**Source data:**
■ ■ ■
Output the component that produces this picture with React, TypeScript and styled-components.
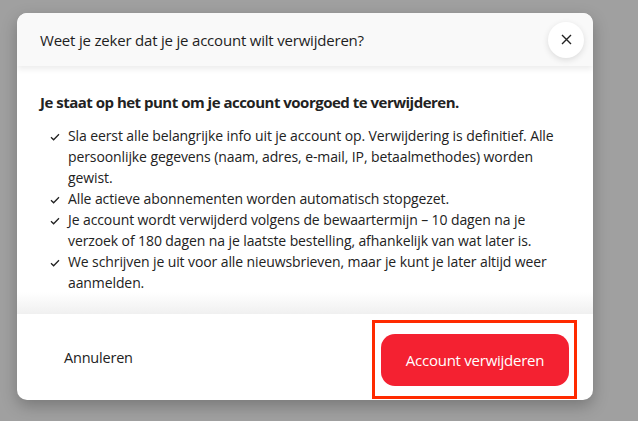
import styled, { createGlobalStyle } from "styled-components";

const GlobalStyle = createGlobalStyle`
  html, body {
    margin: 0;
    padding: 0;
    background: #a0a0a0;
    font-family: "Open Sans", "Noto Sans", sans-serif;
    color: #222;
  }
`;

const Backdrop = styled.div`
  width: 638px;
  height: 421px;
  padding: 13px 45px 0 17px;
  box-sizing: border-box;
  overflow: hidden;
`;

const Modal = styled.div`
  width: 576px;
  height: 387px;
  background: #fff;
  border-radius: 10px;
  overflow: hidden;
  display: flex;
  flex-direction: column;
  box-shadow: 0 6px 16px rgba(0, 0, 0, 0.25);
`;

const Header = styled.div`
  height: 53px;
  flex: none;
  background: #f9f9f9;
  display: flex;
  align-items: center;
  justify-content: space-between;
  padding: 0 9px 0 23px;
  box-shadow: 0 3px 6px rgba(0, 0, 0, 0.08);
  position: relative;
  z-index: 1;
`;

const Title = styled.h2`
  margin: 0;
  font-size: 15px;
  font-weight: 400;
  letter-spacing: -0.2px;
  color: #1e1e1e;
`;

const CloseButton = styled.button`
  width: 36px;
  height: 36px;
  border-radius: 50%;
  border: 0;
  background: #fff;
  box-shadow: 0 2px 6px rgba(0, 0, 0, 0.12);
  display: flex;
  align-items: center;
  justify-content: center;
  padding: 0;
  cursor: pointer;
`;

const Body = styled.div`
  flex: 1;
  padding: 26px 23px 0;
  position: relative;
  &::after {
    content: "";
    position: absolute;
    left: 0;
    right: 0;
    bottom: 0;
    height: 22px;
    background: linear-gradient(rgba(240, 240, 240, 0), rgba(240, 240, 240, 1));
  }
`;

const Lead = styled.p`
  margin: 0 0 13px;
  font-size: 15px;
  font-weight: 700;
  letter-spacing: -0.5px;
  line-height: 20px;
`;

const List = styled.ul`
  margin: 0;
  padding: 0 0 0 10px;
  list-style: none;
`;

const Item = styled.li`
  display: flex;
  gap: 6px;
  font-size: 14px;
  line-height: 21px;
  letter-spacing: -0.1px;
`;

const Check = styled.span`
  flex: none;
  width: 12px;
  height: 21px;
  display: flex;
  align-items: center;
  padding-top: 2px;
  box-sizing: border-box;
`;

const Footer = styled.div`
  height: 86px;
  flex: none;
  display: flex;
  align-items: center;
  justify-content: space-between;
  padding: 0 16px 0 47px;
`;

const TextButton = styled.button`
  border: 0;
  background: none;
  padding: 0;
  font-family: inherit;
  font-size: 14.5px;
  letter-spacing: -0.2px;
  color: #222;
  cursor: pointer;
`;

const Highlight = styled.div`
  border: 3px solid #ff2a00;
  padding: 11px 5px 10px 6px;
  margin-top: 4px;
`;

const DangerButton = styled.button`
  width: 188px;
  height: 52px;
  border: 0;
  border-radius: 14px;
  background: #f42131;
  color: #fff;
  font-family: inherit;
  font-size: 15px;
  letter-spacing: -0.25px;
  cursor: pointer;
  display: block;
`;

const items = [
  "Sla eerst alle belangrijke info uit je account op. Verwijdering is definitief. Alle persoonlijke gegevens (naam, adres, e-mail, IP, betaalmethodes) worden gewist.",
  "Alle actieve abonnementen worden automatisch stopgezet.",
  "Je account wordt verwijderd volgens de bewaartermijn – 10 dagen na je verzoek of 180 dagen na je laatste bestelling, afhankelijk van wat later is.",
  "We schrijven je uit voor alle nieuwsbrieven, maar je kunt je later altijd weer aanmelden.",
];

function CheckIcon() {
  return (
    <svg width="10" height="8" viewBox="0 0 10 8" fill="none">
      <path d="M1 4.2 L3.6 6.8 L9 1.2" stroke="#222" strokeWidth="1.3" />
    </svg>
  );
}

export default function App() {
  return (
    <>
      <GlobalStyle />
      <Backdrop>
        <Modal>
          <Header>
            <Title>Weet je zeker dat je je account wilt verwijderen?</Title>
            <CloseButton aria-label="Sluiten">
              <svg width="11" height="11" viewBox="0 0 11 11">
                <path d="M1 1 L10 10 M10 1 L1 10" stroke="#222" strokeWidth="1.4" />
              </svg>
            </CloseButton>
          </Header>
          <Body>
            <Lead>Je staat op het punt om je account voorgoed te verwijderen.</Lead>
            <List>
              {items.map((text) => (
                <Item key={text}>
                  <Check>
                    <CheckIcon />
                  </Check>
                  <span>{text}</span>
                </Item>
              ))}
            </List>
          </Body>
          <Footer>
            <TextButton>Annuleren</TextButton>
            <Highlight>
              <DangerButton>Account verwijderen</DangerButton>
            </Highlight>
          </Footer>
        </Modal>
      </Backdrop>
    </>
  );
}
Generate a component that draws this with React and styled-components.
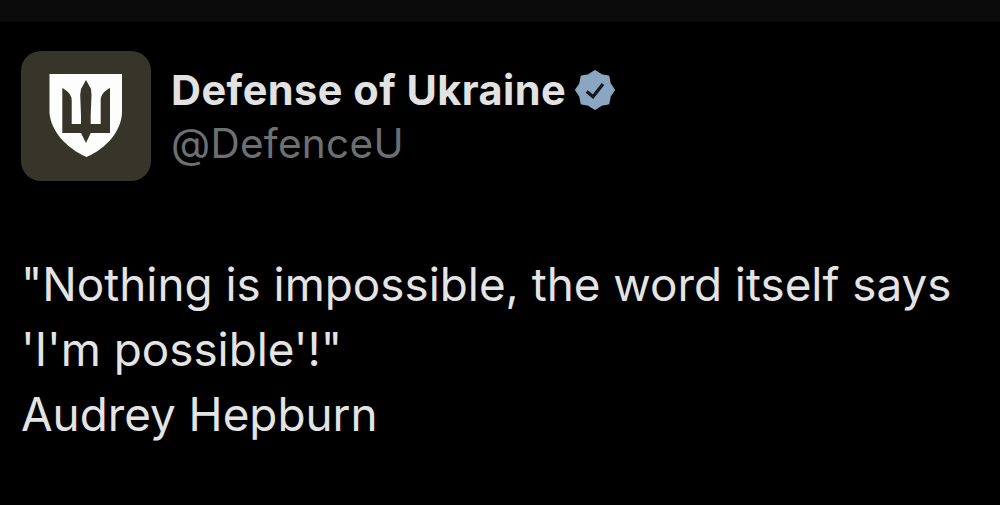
■ ■ ■
**What you will do:** Looking at the material above, count the lines containing the string "this" and reply with the count alone.

**Completed task:** 2